[Intel-gfx] [PATCH 5/6] drm/i915: Don't use scratch in WA batch.

Thu Sep 26 13:31:36 UTC 2019

Quoting Michał Winiarski (2019-09-26 11:06:34)
> We're currently doing one workaround where we're using scratch as a
> temporary storage place, while we're overwriting the value of one
> register with some known constant value in order to perform a
> workaround.
> While we could just do similar thing with CS_GPR register
> and MI_LOAD_REGISTER_REG instead of scratch, since we would use CS_GPR
> anyways, let's just drop the constant values and do the bitops using
> MI_MATH.
> 
> Signed-off-by: Michał Winiarski <michal.winiarski at intel.com>
> Cc: Chris Wilson <chris at chris-wilson.co.uk>
> Cc: Tvrtko Ursulin <tvrtko.ursulin at intel.com>
> ---
>  drivers/gpu/drm/i915/gt/intel_engine.h   | 53 ++++++++++++++++++++++++
>  drivers/gpu/drm/i915/gt/intel_gt_types.h |  3 --
>  drivers/gpu/drm/i915/gt/intel_lrc.c      | 27 +++---------
>  3 files changed, 58 insertions(+), 25 deletions(-)
> 
> diff --git a/drivers/gpu/drm/i915/gt/intel_engine.h b/drivers/gpu/drm/i915/gt/intel_engine.h
> index d3c6993f4f46..2dfe0b23af1d 100644
> --- a/drivers/gpu/drm/i915/gt/intel_engine.h
> +++ b/drivers/gpu/drm/i915/gt/intel_engine.h
> @@ -400,6 +400,59 @@ gen8_emit_ggtt_write(u32 *cs, u32 value, u32 gtt_offset, u32 flags)
>         return cs;
>  }
>  
> +/*
> + * We're using CS_GPR registers for the MI_MATH ops.
> + * Note that user contexts are free to use those registers, which means that we
> + * should only use this this function during context initialization, before
> + * context restore (WA batch) or inside i915-owned contexts.
> + */
> +static inline u32 *
> +gen8_emit_bitop_reg_mask(struct intel_engine_cs *engine,
> +                        u32 *cs, u32 op, i915_reg_t reg, u32 mask)

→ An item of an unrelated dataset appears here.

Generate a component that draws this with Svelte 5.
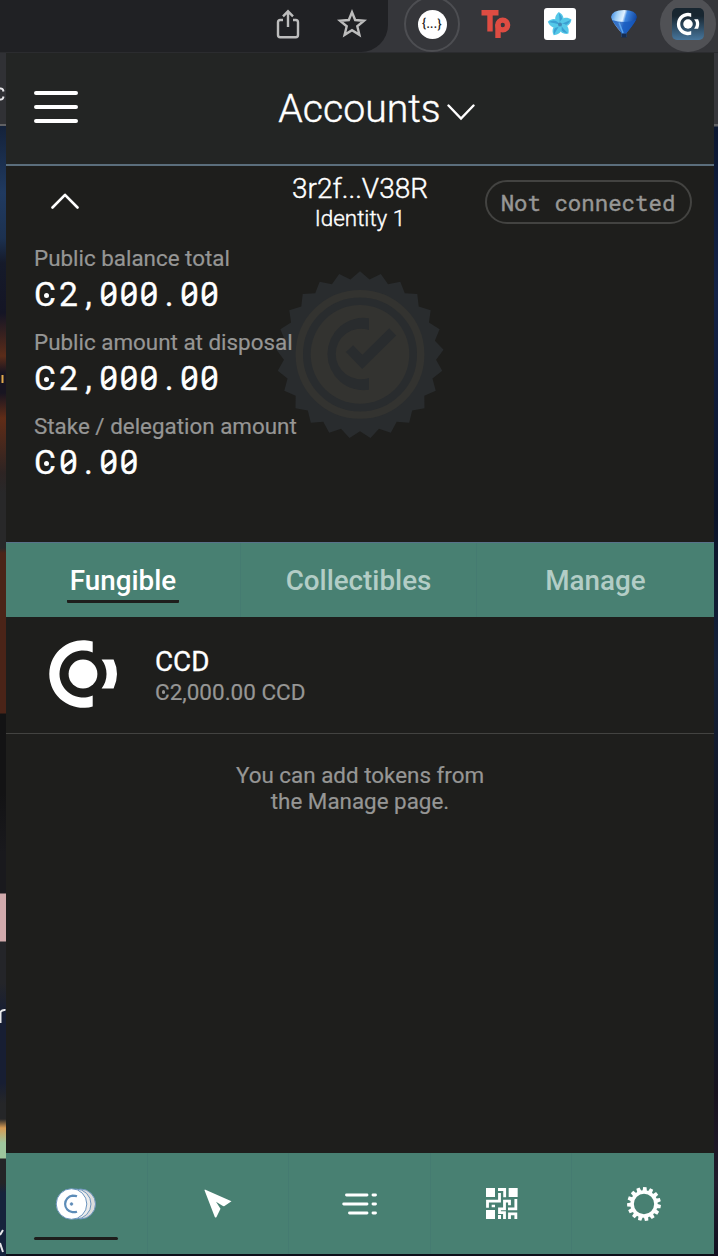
<script>
  const balances = [
    { label: 'Public balance total', value: '2,000.00' },
    { label: 'Public amount at disposal', value: '2,000.00' },
    { label: 'Stake / delegation amount', value: '0.00' },
  ];
  const tabs = ['Fungible', 'Collectibles', 'Manage'];
  const kind = (c) => (c === '0' ? 'digit zero' : 'digit');

  const star = (points, outer, inner) =>
    Array.from({ length: points * 2 }, (_, i) => {
      const a = (Math.PI * i) / points;
      const r = i % 2 ? inner : outer;
      return `${(r * Math.sin(a)).toFixed(2)},${(-r * Math.cos(a)).toFixed(2)}`;
    }).join(' ');
  const seal = star(25, 83.7, 76.2);
  const teeth = Array.from({ length: 15 }, (_, i) => i * 24 + 3);
  const petals = [0, 72, 144, 216, 288];
</script>

{#snippet mark()}
  <path d="M9.7-32.4A33.8 33.8 0 1 0 9.7 32.4V21.4A23.5 23.5 0 1 1 9.7-21.4Z" />
  <path d="M18.6-14.4H30.6A33.8 33.8 0 0 1 30.6 14.4H18.6A23.5 23.5 0 0 0 18.6-14.4Z" />
  <circle r="14.4" />
{/snippet}

<div class="screen">
  <div class="toolbar">
    <div class="omnibox">
      <svg width="26" height="32" viewBox="0 0 26 32" fill="none" stroke="#bdbdbd" stroke-width="2.4">
        <path d="M8 12H5.2Q3 12 3 14.2V27Q3 29.2 5.200 29.200H20.800Q23 29.200 23 27V14.200Q23 12 20.800 12H18M13 19V4M8 8.300L13 3.300L18 8.300" />
      </svg>
      <svg width="32" height="32" viewBox="0 0 32 32" fill="none" stroke="#bdbdbd" stroke-width="2.4">
        <path d="M16 4.200L19.200 12L28 12.700L21.300 18.300L23.400 26.800L16 22.200L8.600 26.800L10.700 18.300L4 12.700L12.800 12Z" />
      </svg>
    </div>
    <div class="extensions">
      <div class="ext ring"><span>{'{...}'}</span></div>
      <div class="ext">
        <svg width="32" height="32" viewBox="0 0 32 32" fill="none" stroke="#de4c42" stroke-width="5.4">
          <path d="M1.500 4.700H18.500M10 4.700V23.500M18 30V16.500" /><circle cx="22.700" cy="17" r="4.900" />
        </svg>
      </div>
      <div class="ext">
        <svg width="32" height="32" viewBox="0 0 32 32">
          <rect width="32" height="32" rx="3" fill="#fff" />
          <g transform="translate(16 16.500) rotate(-8)">
            {#each petals as angle}
              <path transform="rotate({angle})" d="M0 1C-6-3-5-9 .5-12.500C5.500-9 6-3 0 1Z" fill="#55c8e8" />
              <path transform="rotate({angle})" d="M0 0C0-3 .5-7 .5-11.500C3.500-8 4-4 0 0Z" fill="#3ba0d3" />
            {/each}
            <circle r="2" fill="#4389b8" />
          </g>
        </svg>
      </div>
      <div class="ext">
        <svg width="32" height="32" viewBox="0 0 32 32">
          <defs>
            <linearGradient id="balloon" x2="1" y2=".3"><stop stop-color="#2f7fe0" /><stop offset=".25" stop-color="#9accf5" /><stop offset=".5" stop-color="#e2f2ff" /><stop offset=".6" stop-color="#3f87e0" /><stop offset="1" stop-color="#0e429c" /></linearGradient>
          </defs>
          <path d="M3 9Q4 2 16 2Q28 2 29 9Q28 14 18.500 25V29H13.500V25Q4 14 3 9Z" fill="url(#balloon)" />
          <path d="M4 12Q16 16 28 12Q25 17 18.500 25H13.500Q7 17 4 12Z" fill="#1759bd" opacity=".8" />
          <path d="M11 14.500L15 25" stroke="#5aa5ee" stroke-width="1.500" />
          <path d="M13.500 25.500H18.500V29.500H13.500Z" fill="#152c50" />
        </svg>
      </div>
      <div class="ext active">
        <svg width="32" height="32" viewBox="0 0 32 32">
          <defs><linearGradient id="app-tile" x2="0" y2="1"><stop offset=".25" stop-color="#182630" /><stop offset="1" stop-color="#47769c" /></linearGradient></defs>
          <rect width="32" height="32" rx="5" fill="url(#app-tile)" />
          <g transform="translate(16 16) scale(.33)" fill="#fff">{@render mark()}</g>
        </svg>
      </div>
    </div>
  </div>

  <div class="content">
    <div class="backdrop left">
      <svg width="6" height="1203" viewBox="0 0 6 1203" fill="none" stroke="#e8e8ea" stroke-width="2">
        <path d="M0 35.500Q3 35 3.500 38.500M0 46.500Q3 47 3.500 43.500M.5 970V959Q2 956.500 5.500 957M0 1182L3 1177M0 1190L3 1199" />
        <path d="M2.500 322V330" stroke="#e0a94c" />
      </svg>
    </div>
    <main class="popup">
      <header>
        <svg class="menu" width="44" height="34" viewBox="0 0 44 34" stroke="#fff" stroke-width="4" stroke-linecap="round"><path d="M2 3H42M2 17H42M2 31H42" /></svg>
        <h1>Accounts
          <svg width="28" height="17" viewBox="0 0 28 17" fill="none" stroke="#fff" stroke-width="2.400" stroke-linecap="round"><path d="M1.500 1.500L14 14.500L26.500 1.500" /></svg>
        </h1>
      </header>

      <section class="account">
        <svg class="seal" width="168" height="168" viewBox="-84 -84 168 168">
          <polygon points={seal} fill="#292c2e" />
          <g transform="translate(0 -.6)">
            <circle r="60.700" fill="none" stroke="#333330" stroke-width="7.400" />
            <circle r="49.300" fill="#333330" />
            <path d="M9-36.200A36.200 36.200 0 1 0 9 35.400V23.600A25.300 25.300 0 1 1 9-24.400Z" fill="#292c2e" />
            <path d="M-10.500-5.800L2.300 7.500L32.700-22.500" fill="none" stroke="#292c2e" stroke-width="10" stroke-linejoin="miter" />
          </g>
        </svg>
        <div class="summary">
          <svg class="collapse" width="28" height="18" viewBox="0 0 28 18" fill="none" stroke="#fff" stroke-width="2.600" stroke-linecap="round" stroke-linejoin="round"><path d="M1.500 15.500L14 2.800L26.500 15.500" /></svg>
          <div class="identity">
            <div class="address">3r2f...V38R</div>
            <div class="name">Identity 1</div>
          </div>
          <div class="status">Not connected</div>
        </div>
        <div class="balances">
          {#each balances as b}
            <div class="label">{b.label}</div>
            <div class="amount"><span class="ccd">C</span>{#each b.value as c}<span class={kind(c)}>{c}</span>{/each}</div>
          {/each}
        </div>
      </section>

      <nav class="tabs">
        {#each tabs as tab, i}
          <div class="tab" class:selected={i === 0}><span>{tab}</span></div>
        {/each}
      </nav>

      <div class="token">
        <svg width="70" height="70" viewBox="-35 -35 70 70" fill="#fff">{@render mark()}</svg>
        <div class="token-text">
          <div class="symbol">CCD</div>
          <div class="holding"><span class="ccd">C</span>2,000.00 CCD</div>
        </div>
      </div>
      <p>You can add tokens from<br />the Manage page.</p>

      <footer>
        <div class="item current">
          <svg width="42" height="32" viewBox="0 0 42 32" stroke="#6b94bd" stroke-width="1">
            <circle cx="25.500" cy="16" r="15" fill="#dcdcdc" /><circle cx="21" cy="16" r="15" fill="#ededed" /><circle cx="16.500" cy="16" r="15.300" fill="#fff" />
            <path d="M22 8.200Q20.500 7.700 17.500 7.700A8.300 8.300 0 0 0 17.500 24.200Q20.500 24.200 22 23.700" fill="none" stroke="#5c8cb8" stroke-width="2.200" />
            <circle cx="16.500" cy="16" r="1.300" fill="#5c8cb8" />
          </svg>
        </div>
        <div class="item">
          <svg width="28" height="30" viewBox="0 0 28 30"><path d="M.5 1.200Q.6.4 1.400.7L27.500 12.200L20.500 17Q19.500 17.500 18.500 16.800L12 12.800L16.500 19.800L12.500 28Q11.600 29.200 10.800 28Z" fill="#fff" /></svg>
        </div>
        <div class="item">
          <svg width="36" height="24" viewBox="0 0 36 24" stroke="#fff" stroke-width="2.900" stroke-linecap="round"><path d="M4.500 3H25M31 3H33.500M1.700 12H25M31 12H33.500M7.500 21H25M31 21H33.500" /></svg>
        </div>
        <div class="item">
          <svg width="32" height="31" viewBox="0 0 96 93">
            <path d="M0 0H27V27H0ZM68 0H95V27H68ZM0 66H27V93H0ZM17 50H27V58H17ZM36 81H45V93H36Z" fill="#fff" />
            <path d="M36 4.500H56V28M40.500 15V39.500H4.500V59M70.500 52V39.500H55.500V62.500H40.500V74H55.500V93M89.500 33V62.500H66M70.500 93V77.500H89.500V93" fill="none" stroke="#fff" stroke-width="8.500" />
          </svg>
        </div>
        <div class="item">
          <svg width="34" height="34" viewBox="-17 -17 34 34">
            <circle r="11.900" fill="none" stroke="#fff" stroke-width="3.500" />
            {#each teeth as t}<path transform="rotate({t})" d="M-2.200-12.500L-1.700-16.900H1.700L2.200-12.500Z" fill="#fff" />{/each}
          </svg>
        </div>
      </footer>
    </main>
    <div class="backdrop right"></div>
  </div>
</div>

<style>
  :global(body) { background: #0d0f18; }
  .screen { width: 718px; height: 1256px; display: flex; flex-direction: column; overflow: hidden; font-family: Roboto, sans-serif; color: #fff; }
  svg { display: block; flex: none; }
  .toolbar { height: 53px; box-sizing: border-box; background: #35363a; display: flex; border-bottom: 1px solid #2b2c2f; flex: none; }
  .omnibox { width: 388px; height: 52px; box-sizing: border-box; background: #202124; border-radius: 0 0 27px 0; display: flex; justify-content: flex-end; gap: 35px; padding: 8px 20px 0 0; }
  .extensions { display: flex; padding-left: 16px; gap: 8px; margin-top: -4px; }
  .ext { width: 56px; height: 56px; box-sizing: border-box; border-radius: 50%; display: flex; align-items: center; justify-content: center; flex: none; }
  .ring { border: 2px solid #4d4e52; }
  .ring span { width: 29px; height: 29px; border-radius: 50%; background: #fff; color: #222; font: 500 12px/28px Roboto, sans-serif; letter-spacing: .4px; text-align: center; }
  .active { background: #505155; }
  .content { display: flex; flex: 1; }
  .backdrop.left { width: 6px; background: linear-gradient(#303135 0 71px, #606164 71px 73px, #14223a 73px, #203a60 140px, #1c3150 185px, #151a2a 210px, #141525 260px, #5b2c19 303px, #181521 320px, #181521 340px, #602c17 365px, #2d2423 420px, #282829 440px 495px, #4b2418 500px 660px, #131314 661px 740px, #19191d 800px 840px, #d1aaac 841px 888px, #242529 889px 930px, #171e33 960px 1030px, #252628 1050px 1066px, #d69b54 1075px, #9ec69d 1090px 1105px, #242427 1106px 1130px, #16233c 1140px); }
  .backdrop.right { width: 4px; background: linear-gradient(#36373b 0 71px, #606164 71px 73px, #0c1832 74px, #142347 240px, #0b1429 460px, #15223a 610px, #111624 760px, #091c30 930px, #17121d 1040px, #211c2d 1130px, #111020); }
  .popup { width: 708px; height: 1201px; background: #1e1e1c; display: flex; flex-direction: column; }
  header { height: 113px; box-sizing: border-box; background: #232524; border-bottom: 2px solid #5b6e7c; display: grid; grid-template-columns: 104px 1fr 104px; align-items: center; padding-left: 28px; flex: none; }
  .menu { margin-top: -4px; }
  h1 { margin: 0; font-size: 39.200px; line-height: 50px; font-weight: 300; display: flex; justify-content: center; align-items: center; gap: 6px; padding-left: 5px; white-space: nowrap; -webkit-text-stroke: .4px; }
  h1 svg { margin-top: 8px; }
  .account { position: relative; height: 376px; flex: none; }
  .seal { position: absolute; left: 270px; top: 105px; }
  .summary { position: relative; display: grid; grid-template-columns: 1fr 160px 1fr; height: 76px; }
  .collapse { margin: 26px 0 0 45px; }
  .identity { text-align: center; font-weight: 300; padding-top: 6px; -webkit-text-stroke: .4px; }
  .address { font-size: 28px; line-height: 33px; }
  .name { font-size: 22.400px; line-height: 26px; }
  .status { justify-self: end; box-sizing: border-box; width: 207px; height: 44px; margin: 14px 22px 0 0; border: 2px solid #434341; border-radius: 22px; color: #979796; text-align: center; font: 22.400px/42px "Roboto Mono", "Liberation Mono", monospace; text-indent: -1px; -webkit-text-stroke: .4px; }
  .balances { position: relative; padding-left: 28px; }
  .label { font-size: 22.400px; line-height: 32px; color: #969695; -webkit-text-stroke: .2px; }
  .amount { display: flex; align-items: flex-start; box-sizing: border-box; padding-top: 1px; font-size: 33.600px; line-height: 40px; height: 52px; -webkit-text-stroke: .3px; }
  .digit { width: 20.160px; text-align: center; position: relative; }
  .zero::after { content: ""; position: absolute; left: 4px; right: 4px; top: 19px; height: 2.600px; background: #fff; transform: rotate(-38deg); }
  .ccd { position: relative; }
  .amount .ccd { width: 24.300px; }
  .ccd::after { content: ""; position: absolute; width: .16em; height: .16em; border-radius: 50%; background: currentColor; left: .29em; top: 50%; margin-top: -.07em; }
  .tabs { height: 75px; box-sizing: border-box; border-top: 1px solid #58728a; background: #488072; display: grid; grid-template-columns: 235px 236px 237px; flex: none; }
  .tab { display: flex; justify-content: center; font-size: 27.800px; font-weight: 500; color: #b3cdc6; border-right: 1px solid #457b71; padding-top: 18px; }
  .tab:last-child, .item:last-child { border: 0; }
  .tab span { height: 39px; line-height: 39px; padding: 0 3px; border-bottom: 3px solid transparent; }
  .tab.selected { color: #fff; }
  .selected span { border-color: #1e1e1c; border-radius: 1px; }
  .token { height: 117px; box-sizing: border-box; border-bottom: 1px solid #434341; display: flex; align-items: center; gap: 37px; padding: 0 0 3px 42px; flex: none; }
  .token-text { padding-top: 5px; }
  .symbol { font-size: 27.800px; line-height: 33px; -webkit-text-stroke: .3px; }
  .holding { font-size: 22.500px; line-height: 29px; color: #969695; -webkit-text-stroke: .2px; }
  p { margin: 28px 0 0; text-align: center; font-size: 22.400px; line-height: 26px; color: #969695; -webkit-text-stroke: .2px; }
  footer { margin-top: auto; height: 101px; background: #488072; display: grid; grid-template-columns: repeat(5, 1fr); flex: none; }
  .item { display: flex; align-items: center; justify-content: center; border-right: 1px solid #457b71; position: relative; }
  .item:not(.current) { padding-left: 1px; }
  .current::after { content: ""; position: absolute; left: 28px; right: 29px; bottom: 14px; height: 3px; border-radius: 2px; background: #1e1e1c; }
</style>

Useful, we had discussed using MI_MATH to perform rmw for our
workarounds.

> +{
> +       const u32 base = engine->mmio_base;
> +
> +       GEM_BUG_ON(op != MI_MATH_OR && op != MI_MATH_AND);
> +
> +       *cs++ = MI_LOAD_REGISTER_REG;
> +       *cs++ = i915_mmio_reg_offset(reg);
> +       *cs++ = i915_mmio_reg_offset(GEN8_RING_CS_GPR(base, 0));
> +       *cs++ = MI_NOOP;
> +
> +       *cs++ = MI_LOAD_REGISTER_IMM(1);
> +       *cs++ = i915_mmio_reg_offset(GEN8_RING_CS_GPR(base, 1));
> +       *cs++ = mask;
> +       *cs++ = MI_NOOP;
> +
> +       *cs++ = MI_MATH(4);
> +       *cs++ = MI_MATH_LOAD(MI_MATH_REG_SRCA, MI_MATH_REG(0));
> +       *cs++ = MI_MATH_LOAD(MI_MATH_REG_SRCB, MI_MATH_REG(1));
> +       *cs++ = op;
> +       *cs++ = MI_MATH_STORE(MI_MATH_REG(0), MI_MATH_REG_ACCU);
> +       *cs++ = MI_NOOP;
> +
> +       *cs++ = MI_LOAD_REGISTER_REG;
> +       *cs++ = i915_mmio_reg_offset(GEN8_RING_CS_GPR(base, 0));
> +       *cs++ = i915_mmio_reg_offset(reg);
> +       *cs++ = MI_NOOP;

4 nicely paired redundant MI_NOOP. Can be removed, leaving the packet
still oword aligned.
-Chris